Eravur Urban Council[edit]

In March 2011, Moulana contested the Local Government Elections and was elected with an overwhelming majority as the Chairman (Mayor) of Eravur Urban Council. Eravur Urban Council is responsible for providing a variety of local public services including roads, sanitation, drains, housing, libraries, public parks and recreational facilities. Eravur, under his tenure as chairman was selected by the United Nations Disaster Risk Reduction Programme as a Role Model City for Disaster Resilience.[42]

Federation of Sri Lanka Local Government Authorities and Commonwealth Local Government Forum[edit]

Subsequent to becoming Chairman of the Eravur Urban Council, Moulana was unanimously elected as the President of the Federation of Sri Lanka Local Government Authorities (FSLGA).[43]

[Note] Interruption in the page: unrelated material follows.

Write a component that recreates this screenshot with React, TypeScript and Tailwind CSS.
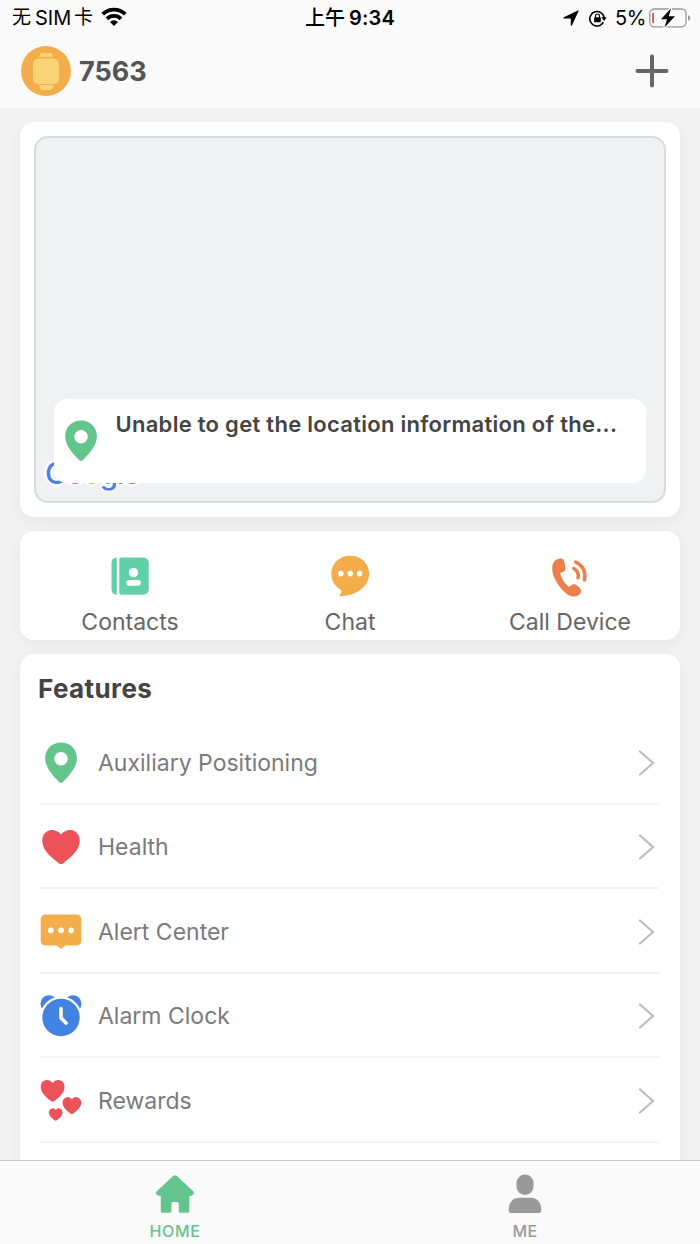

Moulana was elected as an board member of the Commonwealth Local Government Forum (CLGF) in July 2015, and also board member of United Cities and Local Governments (UCLG) for the Asia-Pacific Region.[44]

Member of Eastern Provincial Council[edit]

Moulana was appointed as a Member of the Eastern Provincial Council on 6 February 2015. He took oaths before the Governor of Eastern Province, Austin Fernando.[45][46]

Return to Parliament[edit]

Following the dissolution of Parliament in June 2015, Moulana joined the Sri Lanka Muslim Congress (SLMC) and the United National Front for Good Governance (UNFGG).[47] He claimed that he had been aligned with national parties for over 27 years, but owing to the failure of these parties to address the issues of Muslims and the subsequent deterioration of the Muslim community's image in the recent past of Sri Lanka, he had decided to join the SLMC. Muslims represent 70% of Moulana's vote base. He contested under the SLMC symbol in the Batticaloa District and was re-elected to Parliament on August 17, 2015 with nearly 40,000 votes, being the only Parliamentarian directly elected under the SLMC. All other elected SLMC Parliamentarians were elected through the UNFGG.[48] Moulana re-entered Parliament after a lapse of 11 years.